YOUR GOAL:
Retype the whole listing verbatim and keep the pictures out of it.

PROVIDED MATERIAL:
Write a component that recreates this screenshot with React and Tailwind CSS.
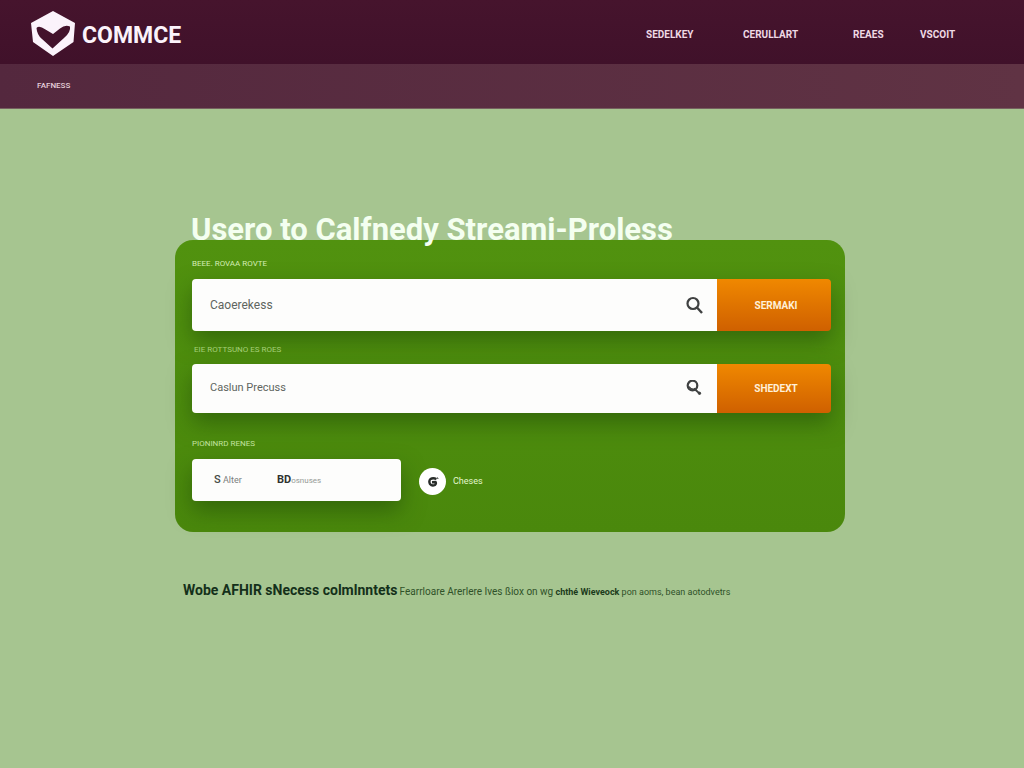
import { useState } from 'react';

const navLinks = [
    { label: 'SEDELKEY', className: 'w-[49px]' },
    { label: 'CERULLART', className: 'ml-12 w-[59px]' },
    { label: 'REAES', className: 'ml-[51px] w-8' },
    { label: 'VSCOIT', className: 'ml-[35px] w-8' },
];

const Logo = () => (
    <svg viewBox="0 0 44 46" className="w-11 h-[46px]" aria-hidden="true">
        <path
            fill="#fbf3fb"
            fillRule="evenodd"
            d="M22 0 L44 12 L42.5 31 L22 45 L2 31 L0 12 Z M5.5 17 Q6 24 11 28 L21.5 37.5 L33 27 Q40 21 39 15.5 Q34 13.5 29 17.5 L22 23 L14.5 18.5 Q8 14 5.5 17 Z"
        />
    </svg>
);

const SearchIcon = ({ variant }) => (
    <svg viewBox="0 0 18 18" className="w-[18px] h-[18px]" fill="none" stroke="#3f4141" aria-hidden="true">
        {variant === 'knob' ? (
            <>
                <circle cx="6.5" cy="5.5" r="4.8" strokeWidth="2.2" />
                <path d="M8 8.5 L13 13" strokeWidth="1.8" />
                <circle cx="13.5" cy="13.3" r="1.2" fill="#3f4141" strokeWidth="1" />
                <path d="M3 6.5 Q5 10 9 9" strokeWidth="1.4" />
            </>
        ) : (
            <>
                <circle cx="7" cy="7.5" r="5.5" strokeWidth="2.2" />
                <path d="M11 11.5 L16 17" strokeWidth="2.4" />
            </>
        )}
    </svg>
);

const SearchRow = ({ id, label, placeholder, button, variant, rowClass, labelClass, inputClass }) => {
    const [value, setValue] = useState('');

    return (
        <div>
            <label htmlFor={id} className={`block text-[8px] leading-3 ${labelClass}`}>{label}</label>
            <div className={`flex rounded shadow-[0_10px_22px_rgba(28,70,8,0.5)] ${rowClass}`}>
                <div className="flex flex-1 items-center bg-[#fdfdfc] rounded-l pl-[18px] pr-[13px]">
                    <input
                        id={id}
                        value={value}
                        onChange={(e) => setValue(e.target.value)}
                        placeholder={placeholder}
                        className={`flex-1 min-w-0 bg-transparent text-[#555b56] placeholder:text-[#5f6560] outline-none ${inputClass}`}
                    />
                    <SearchIcon variant={variant} />
                </div>
                <button
                    type="submit"
                    className="w-[114px] rounded-r bg-linear-to-b from-[#f08800] to-[#cf6000] text-[10px] font-bold text-[#fff0d8] pl-1"
                >
                    {button}
                </button>
            </div>
        </div>
    );
};

const App = () => {
    return (
        <div className="min-h-screen bg-[#a6c590] font-['Roboto','Liberation_Sans',sans-serif]">
            <header>
                <div className="flex items-center justify-between h-16 pl-[31px] pr-[72px] bg-linear-to-b from-[#46142d] to-[#40112a]">
                    <a href="#" className="flex items-center gap-[7px] pt-1">
                        <Logo />
                        <span className="text-[23px] leading-7 font-bold text-[#fbf3fb] pt-[3px]">COMMCE</span>
                    </a>
                    <nav className="flex items-center pt-[6px] text-[10px] leading-4 font-bold text-[#efd9e5] whitespace-nowrap">
                        {navLinks.map((link) => (
                            <a key={link.label} href="#" className={link.className}>{link.label}</a>
                        ))}
                    </nav>
                </div>
                <div className="flex items-center h-[45px] px-[37px] bg-linear-to-r from-[#54283e] to-[#603344] border-b border-[#76605f]">
                    <a href="#" className="text-[8px] leading-3 font-medium text-[#e6cfda]">FAFNESS</a>
                </div>
            </header>

            <main className="pt-[99px] pr-1">
                <div className="max-w-[670px] mx-auto">
                    {/* Title runs over the top edge of the card */}
                    <h1 className="relative z-10 pl-4 -mb-3 text-[31px] leading-[44px] font-bold text-[#f4fff0] whitespace-nowrap">
                        Usero to Calfnedy Streami-Proless
                    </h1>
                    <form
                        onSubmit={(e) => e.preventDefault()}
                        className="rounded-[18px] bg-linear-to-b from-[#51920f] to-[#4a880c] pt-[18px] pl-[17px] pr-[14px] pb-[31px]"
                    >
                        <SearchRow
                            id="primary"
                            label="BEEE. ROVAA ROVTE"
                            placeholder="Caoerekess"
                            button="SERMAKI"
                            labelClass="text-[#d3edb4]"
                            inputClass="text-xs"
                            rowClass="mt-[9px] h-[52px]"
                        />
                        <div className="mt-[13px]">
                            <SearchRow
                                id="secondary"
                                label="EIE ROTTSUNO ES ROES"
                                placeholder="Caslun Precuss"
                                button="SHEDEXT"
                                variant="knob"
                                labelClass="text-[#a5cf78] pl-[2px]"
                                inputClass="text-[11px]"
                                rowClass="mt-2 h-[49px]"
                            />
                        </div>
                        <p className="mt-[25px] text-[8px] leading-3 text-[#c3e3a0]">PIONINRD RENES</p>
                        <div className="flex items-center mt-[9px]">
                            <div className="flex items-center w-[209px] h-[42px] rounded bg-[#fdfdfc] pl-[22px] shadow-[0_10px_22px_rgba(28,70,8,0.5)]">
                                <button type="button" className="w-[63px] text-left text-[9px] text-[#7b807c]">
                                    <span className="text-[11px] font-medium text-[#454a46]">S</span> Alter
                                </button>
                                <button type="button" className="text-left text-[8px] text-[#959a96]">
                                    <span className="text-[11px] font-bold text-[#2f3330]">BD</span>osnuses
                                </button>
                            </div>
                            <button type="button" className="flex items-center gap-[7px] ml-[18px] pt-[3px] text-[9px] text-[#e3f6cd]">
                                <span className="flex items-center justify-center w-[27px] h-[27px] rounded-full bg-white">
                                    <svg viewBox="0 0 12 12" className="w-3 h-3" fill="none" stroke="#292d2a" aria-hidden="true">
                                        <path d="M9.5 3 Q6 1.5 3.5 3 Q1.5 5 3 8 Q5 10.5 8 9 Q9.5 7.5 8.5 6 L5 6.2" strokeWidth="2.4" />
                                        <path d="M10.5 1.5 L11 3" strokeWidth="1" />
                                    </svg>
                                </span>
                                <span>Cheses</span>
                            </button>
                        </div>
                    </form>
                    <p className="mt-12 pl-2 leading-6 text-[9px] text-[#2f5128] whitespace-nowrap">
                        <strong className="text-sm font-bold text-[#14301a]">Wobe AFHIR sNecess colmlnntets</strong>{' '}
                        <span className="text-[10px]">Fearrloare Arerlere Ives ßiox on wg</span>{' '}
                        <strong className="font-bold text-[#1c3b1b]">chthé Wieveock</strong> pon aoms, bean aotodvetrs
                    </p>
                </div>
            </main>
        </div>
    );
};

export default App;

RESULT:
Write a component that recreates this screenshot with React and Tailwind CSS.
import { useState } from 'react';

const navLinks = [
    { label: 'SEDELKEY', className: 'w-[49px]' },
    { label: 'CERULLART', className: 'ml-12 w-[59px]' },
    { label: 'REAES', className: 'ml-[51px] w-8' },
    { label: 'VSCOIT', className: 'ml-[35px] w-8' },
];

const Logo = () => (
    <svg viewBox="0 0 44 46" className="w-11 h-[46px]" aria-hidden="true">
        <path
            fill="#fbf3fb"
            fillRule="evenodd"
            d="M22 0 L44 12 L42.5 31 L22 45 L2 31 L0 12 Z M5.5 17 Q6 24 11 28 L21.5 37.5 L33 27 Q40 21 39 15.5 Q34 13.5 29 17.5 L22 23 L14.5 18.5 Q8 14 5.5 17 Z"
        />
    </svg>
);

const SearchIcon = ({ variant }) => (
    <svg viewBox="0 0 18 18" className="w-[18px] h-[18px]" fill="none" stroke="#3f4141" aria-hidden="true">
        {variant === 'knob' ? (
            <>
                <circle cx="6.5" cy="5.5" r="4.8" strokeWidth="2.2" />
                <path d="M8 8.5 L13 13" strokeWidth="1.8" />
                <circle cx="13.5" cy="13.3" r="1.2" fill="#3f4141" strokeWidth="1" />
                <path d="M3 6.5 Q5 10 9 9" strokeWidth="1.4" />
            </>
        ) : (
            <>
                <circle cx="7" cy="7.5" r="5.5" strokeWidth="2.2" />
                <path d="M11 11.5 L16 17" strokeWidth="2.4" />
            </>
        )}
    </svg>
);

const SearchRow = ({ id, label, placeholder, button, variant, rowClass, labelClass, inputClass }) => {
    const [value, setValue] = useState('');

    return (
        <div>
            <label htmlFor={id} className={`block text-[8px] leading-3 ${labelClass}`}>{label}</label>
            <div className={`flex rounded shadow-[0_10px_22px_rgba(28,70,8,0.5)] ${rowClass}`}>
                <div className="flex flex-1 items-center bg-[#fdfdfc] rounded-l pl-[18px] pr-[13px]">
                    <input
                        id={id}
                        value={value}
                        onChange={(e) => setValue(e.target.value)}
                        placeholder={placeholder}
                        className={`flex-1 min-w-0 bg-transparent text-[#555b56] placeholder:text-[#5f6560] outline-none ${inputClass}`}
                    />
                    <SearchIcon variant={variant} />
                </div>
                <button
                    type="submit"
                    className="w-[114px] rounded-r bg-linear-to-b from-[#f08800] to-[#cf6000] text-[10px] font-bold text-[#fff0d8] pl-1"
                >
                    {button}
                </button>
            </div>
        </div>
    );
};

const App = () => {
    return (
        <div className="min-h-screen bg-[#a6c590] font-['Roboto','Liberation_Sans',sans-serif]">
            <header>
                <div className="flex items-center justify-between h-16 pl-[31px] pr-[72px] bg-linear-to-b from-[#46142d] to-[#40112a]">
                    <a href="#" className="flex items-center gap-[7px] pt-1">
                        <Logo />
                        <span className="text-[23px] leading-7 font-bold text-[#fbf3fb] pt-[3px]">COMMCE</span>
                    </a>
                    <nav className="flex items-center pt-[6px] text-[10px] leading-4 font-bold text-[#efd9e5] whitespace-nowrap">
                        {navLinks.map((link) => (
                            <a key={link.label} href="#" className={link.className}>{link.label}</a>
                        ))}
                    </nav>
                </div>
                <div className="flex items-center h-[45px] px-[37px] bg-linear-to-r from-[#54283e] to-[#603344] border-b border-[#76605f]">
                    <a href="#" className="text-[8px] leading-3 font-medium text-[#e6cfda]">FAFNESS</a>
                </div>
            </header>

            <main className="pt-[99px] pr-1">
                <div className="max-w-[670px] mx-auto">
                    {/* Title runs over the top edge of the card */}
                    <h1 className="relative z-10 pl-4 -mb-3 text-[31px] leading-[44px] font-bold text-[#f4fff0] whitespace-nowrap">
                        Usero to Calfnedy Streami-Proless
                    </h1>
                    <form
                        onSubmit={(e) => e.preventDefault()}
                        className="rounded-[18px] bg-linear-to-b from-[#51920f] to-[#4a880c] pt-[18px] pl-[17px] pr-[14px] pb-[31px]"
                    >
                        <SearchRow
                            id="primary"
                            label="BEEE. ROVAA ROVTE"
                            placeholder="Caoerekess"
                            button="SERMAKI"
                            labelClass="text-[#d3edb4]"
                            inputClass="text-xs"
                            rowClass="mt-[9px] h-[52px]"
                        />
                        <div className="mt-[13px]">
                            <SearchRow
                                id="secondary"
                                label="EIE ROTTSUNO ES ROES"
                                placeholder="Caslun Precuss"
                                button="SHEDEXT"
                                variant="knob"
                                labelClass="text-[#a5cf78] pl-[2px]"
                                inputClass="text-[11px]"
                                rowClass="mt-2 h-[49px]"
                            />
                        </div>
                        <p className="mt-[25px] text-[8px] leading-3 text-[#c3e3a0]">PIONINRD RENES</p>
                        <div className="flex items-center mt-[9px]">
                            <div className="flex items-center w-[209px] h-[42px] rounded bg-[#fdfdfc] pl-[22px] shadow-[0_10px_22px_rgba(28,70,8,0.5)]">
                                <button type="button" className="w-[63px] text-left text-[9px] text-[#7b807c]">
                                    <span className="text-[11px] font-medium text-[#454a46]">S</span> Alter
                                </button>
                                <button type="button" className="text-left text-[8px] text-[#959a96]">
                                    <span className="text-[11px] font-bold text-[#2f3330]">BD</span>osnuses
                                </button>
                            </div>
                            <button type="button" className="flex items-center gap-[7px] ml-[18px] pt-[3px] text-[9px] text-[#e3f6cd]">
                                <span className="flex items-center justify-center w-[27px] h-[27px] rounded-full bg-white">
                                    <svg viewBox="0 0 12 12" className="w-3 h-3" fill="none" stroke="#292d2a" aria-hidden="true">
                                        <path d="M9.5 3 Q6 1.5 3.5 3 Q1.5 5 3 8 Q5 10.5 8 9 Q9.5 7.5 8.5 6 L5 6.2" strokeWidth="2.4" />
                                        <path d="M10.5 1.5 L11 3" strokeWidth="1" />
                                    </svg>
                                </span>
                                <span>Cheses</span>
                            </button>
                        </div>
                    </form>
                    <p className="mt-12 pl-2 leading-6 text-[9px] text-[#2f5128] whitespace-nowrap">
                        <strong className="text-sm font-bold text-[#14301a]">Wobe AFHIR sNecess colmlnntets</strong>{' '}
                        <span className="text-[10px]">Fearrloare Arerlere Ives ßiox on wg</span>{' '}
                        <strong className="font-bold text-[#1c3b1b]">chthé Wieveock</strong> pon aoms, bean aotodvetrs
                    </p>
                </div>
            </main>
        </div>
    );
};

export default App;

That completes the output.